** What to do **
Using the data below, gather each line that includes the word "code".

Saved entries
####

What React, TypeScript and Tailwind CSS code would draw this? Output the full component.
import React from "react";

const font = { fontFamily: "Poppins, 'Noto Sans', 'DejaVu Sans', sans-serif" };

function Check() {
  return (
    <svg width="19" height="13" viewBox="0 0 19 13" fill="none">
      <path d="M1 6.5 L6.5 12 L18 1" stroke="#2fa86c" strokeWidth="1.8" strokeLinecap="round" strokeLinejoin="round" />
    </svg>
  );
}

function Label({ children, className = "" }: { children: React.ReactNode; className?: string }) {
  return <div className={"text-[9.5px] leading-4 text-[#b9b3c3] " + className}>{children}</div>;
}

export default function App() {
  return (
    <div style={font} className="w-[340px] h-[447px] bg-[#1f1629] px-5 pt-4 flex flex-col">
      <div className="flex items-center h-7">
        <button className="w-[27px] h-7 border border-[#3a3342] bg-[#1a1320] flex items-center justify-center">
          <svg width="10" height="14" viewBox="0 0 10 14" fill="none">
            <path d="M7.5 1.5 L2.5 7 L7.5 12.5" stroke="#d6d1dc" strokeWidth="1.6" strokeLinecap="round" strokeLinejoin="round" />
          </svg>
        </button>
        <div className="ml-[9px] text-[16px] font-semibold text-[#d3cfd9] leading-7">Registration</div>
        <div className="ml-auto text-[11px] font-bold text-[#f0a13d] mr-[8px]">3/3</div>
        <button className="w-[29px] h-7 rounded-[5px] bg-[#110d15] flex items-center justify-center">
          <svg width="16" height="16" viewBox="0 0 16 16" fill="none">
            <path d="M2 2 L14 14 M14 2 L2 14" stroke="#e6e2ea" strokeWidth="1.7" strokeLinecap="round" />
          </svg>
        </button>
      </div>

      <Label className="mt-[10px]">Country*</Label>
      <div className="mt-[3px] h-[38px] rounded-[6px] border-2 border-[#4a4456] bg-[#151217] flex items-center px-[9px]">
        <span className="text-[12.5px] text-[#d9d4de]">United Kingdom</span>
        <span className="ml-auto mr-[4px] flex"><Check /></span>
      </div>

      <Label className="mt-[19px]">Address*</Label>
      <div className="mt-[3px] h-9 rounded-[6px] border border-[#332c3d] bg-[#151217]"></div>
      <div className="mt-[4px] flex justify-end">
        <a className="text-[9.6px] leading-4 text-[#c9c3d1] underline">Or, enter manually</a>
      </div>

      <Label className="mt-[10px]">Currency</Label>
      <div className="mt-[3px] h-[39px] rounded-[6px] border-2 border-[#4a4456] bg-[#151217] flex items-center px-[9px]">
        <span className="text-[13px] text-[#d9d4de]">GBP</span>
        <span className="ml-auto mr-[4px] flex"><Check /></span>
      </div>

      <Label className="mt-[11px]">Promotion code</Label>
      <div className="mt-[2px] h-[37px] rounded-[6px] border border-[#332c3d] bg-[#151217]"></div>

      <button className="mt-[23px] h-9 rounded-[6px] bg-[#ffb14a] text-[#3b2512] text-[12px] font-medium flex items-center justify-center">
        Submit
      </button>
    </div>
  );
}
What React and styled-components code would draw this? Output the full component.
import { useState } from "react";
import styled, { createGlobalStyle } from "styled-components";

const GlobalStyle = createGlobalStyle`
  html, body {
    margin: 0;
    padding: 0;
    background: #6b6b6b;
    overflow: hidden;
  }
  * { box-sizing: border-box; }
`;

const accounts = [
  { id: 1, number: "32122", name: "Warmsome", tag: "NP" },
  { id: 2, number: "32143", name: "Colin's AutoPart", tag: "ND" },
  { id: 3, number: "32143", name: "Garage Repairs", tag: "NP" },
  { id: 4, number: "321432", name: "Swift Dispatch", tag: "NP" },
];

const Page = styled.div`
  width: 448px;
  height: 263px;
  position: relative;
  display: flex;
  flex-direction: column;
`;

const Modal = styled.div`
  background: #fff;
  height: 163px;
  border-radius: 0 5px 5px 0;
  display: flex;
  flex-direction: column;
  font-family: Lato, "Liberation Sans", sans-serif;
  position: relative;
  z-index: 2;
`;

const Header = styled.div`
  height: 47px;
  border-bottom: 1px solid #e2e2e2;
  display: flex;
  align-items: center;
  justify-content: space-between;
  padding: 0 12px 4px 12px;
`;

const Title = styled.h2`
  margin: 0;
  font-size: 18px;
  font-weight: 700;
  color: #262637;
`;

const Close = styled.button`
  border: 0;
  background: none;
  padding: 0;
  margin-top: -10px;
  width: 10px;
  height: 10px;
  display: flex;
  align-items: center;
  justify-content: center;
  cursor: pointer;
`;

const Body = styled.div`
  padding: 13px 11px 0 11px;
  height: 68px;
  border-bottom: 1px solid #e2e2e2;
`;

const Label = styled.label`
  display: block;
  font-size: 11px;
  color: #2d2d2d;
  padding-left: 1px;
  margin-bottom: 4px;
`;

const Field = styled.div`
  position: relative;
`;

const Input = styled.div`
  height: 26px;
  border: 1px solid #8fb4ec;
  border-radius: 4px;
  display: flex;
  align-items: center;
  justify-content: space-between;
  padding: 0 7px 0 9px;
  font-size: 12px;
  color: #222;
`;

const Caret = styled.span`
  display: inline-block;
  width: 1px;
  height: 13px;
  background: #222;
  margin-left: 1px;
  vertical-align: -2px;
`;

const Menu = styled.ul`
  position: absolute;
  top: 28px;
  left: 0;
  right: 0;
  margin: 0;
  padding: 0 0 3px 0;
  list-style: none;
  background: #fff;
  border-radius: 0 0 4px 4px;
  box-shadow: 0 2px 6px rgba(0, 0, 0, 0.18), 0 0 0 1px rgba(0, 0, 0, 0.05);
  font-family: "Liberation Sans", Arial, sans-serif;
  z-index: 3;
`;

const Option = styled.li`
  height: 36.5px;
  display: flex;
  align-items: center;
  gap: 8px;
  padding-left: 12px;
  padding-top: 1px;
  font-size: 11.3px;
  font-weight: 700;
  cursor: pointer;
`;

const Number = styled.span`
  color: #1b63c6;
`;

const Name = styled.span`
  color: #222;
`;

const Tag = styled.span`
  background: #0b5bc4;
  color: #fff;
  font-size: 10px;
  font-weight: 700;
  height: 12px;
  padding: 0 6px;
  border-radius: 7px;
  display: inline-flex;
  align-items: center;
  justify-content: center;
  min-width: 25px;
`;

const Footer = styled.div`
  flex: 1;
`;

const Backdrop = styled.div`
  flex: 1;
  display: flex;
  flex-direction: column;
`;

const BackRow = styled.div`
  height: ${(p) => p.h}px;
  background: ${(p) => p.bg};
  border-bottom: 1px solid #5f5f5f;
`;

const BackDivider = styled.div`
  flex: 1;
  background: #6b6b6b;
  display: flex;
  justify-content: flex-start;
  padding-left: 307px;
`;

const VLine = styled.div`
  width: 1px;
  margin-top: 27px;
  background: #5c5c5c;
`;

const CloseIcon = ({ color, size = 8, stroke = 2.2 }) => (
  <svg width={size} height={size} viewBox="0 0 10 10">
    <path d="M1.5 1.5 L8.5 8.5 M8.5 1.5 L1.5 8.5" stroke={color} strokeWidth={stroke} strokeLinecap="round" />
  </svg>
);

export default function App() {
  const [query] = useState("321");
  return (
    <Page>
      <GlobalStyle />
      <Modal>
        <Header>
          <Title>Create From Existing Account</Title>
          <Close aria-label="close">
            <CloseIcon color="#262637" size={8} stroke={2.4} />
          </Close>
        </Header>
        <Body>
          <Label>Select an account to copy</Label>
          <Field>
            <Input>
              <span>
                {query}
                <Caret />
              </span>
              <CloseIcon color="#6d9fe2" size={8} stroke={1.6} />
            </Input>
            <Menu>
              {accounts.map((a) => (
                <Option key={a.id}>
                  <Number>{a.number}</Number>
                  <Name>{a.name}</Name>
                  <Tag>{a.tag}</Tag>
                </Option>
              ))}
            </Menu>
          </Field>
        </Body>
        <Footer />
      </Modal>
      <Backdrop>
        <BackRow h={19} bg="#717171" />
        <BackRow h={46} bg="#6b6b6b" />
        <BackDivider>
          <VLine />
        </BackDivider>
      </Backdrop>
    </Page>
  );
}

####

** Exercise solution **
What React, TypeScript and Tailwind CSS code would draw this? Output the full component.
      <Label className="mt-[11px]">Promotion code</Label>
What React and styled-components code would draw this? Output the full component.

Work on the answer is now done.